The various estimates of private residential housing units started and private housing units authorized by local building permits, which are shown in this publication, are based on samples and may differ from statistics which would have been obtained from a complete census using the same schedules and procedures.
An estimate based on a sample survey is subject to both sampling error and nonsampling error. The accuracy of a survey result is determined by the joint effect of these errors. Sampling error reflects the fact that only a particular sample was surveyed rather than the entire population. Estimates of size of the sampling errors are provided by the standard error of the estimates. Nonsampling errors can be attributed to many sources: inability to obtain information about all cases in the sample; definitional difficulties; differences in interpretation of questions; inability or unwillingness of respondents to provide correct information; and errors made in processing data. No explicit measures of the effects of nonsampling errors are available; however, it is believed that most of the important response and operational errors were detected in the course of reviewing the data for reasonableness and consistency. As derived for this report, the estimated standard errors include part of the effect of nonsampling errors but do not measure any systematic biases in the data.
The particular samples selected for the Housing Starts and Building Permits surveys are each one of a large number of similar probability samples that, by chance, might have been selected under the same specifications.
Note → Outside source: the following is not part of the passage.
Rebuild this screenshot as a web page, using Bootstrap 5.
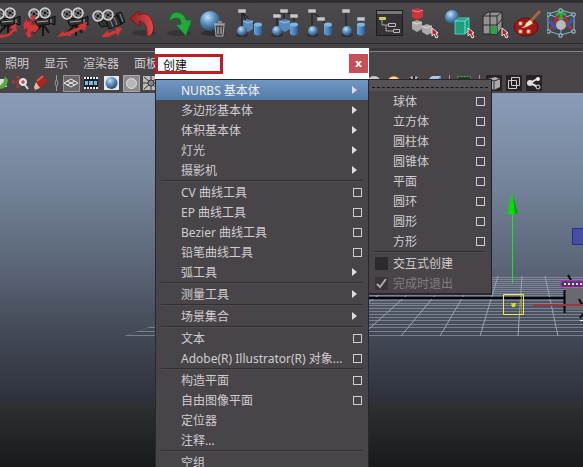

Estimates derived from the different samples would differ from each other. The standard error or sampling error of a survey estimate is a measure of the variation among the estimates from all possible samples and thus is a measure of the precision with which an estimate from a particular sample approximates the average results of all possible samples.
Estimates of the standard errors have been computed from the sample data for selected statistics in this report. They are presented in the form of relative standard errors, the standard error divided by the estimated value to which they refer.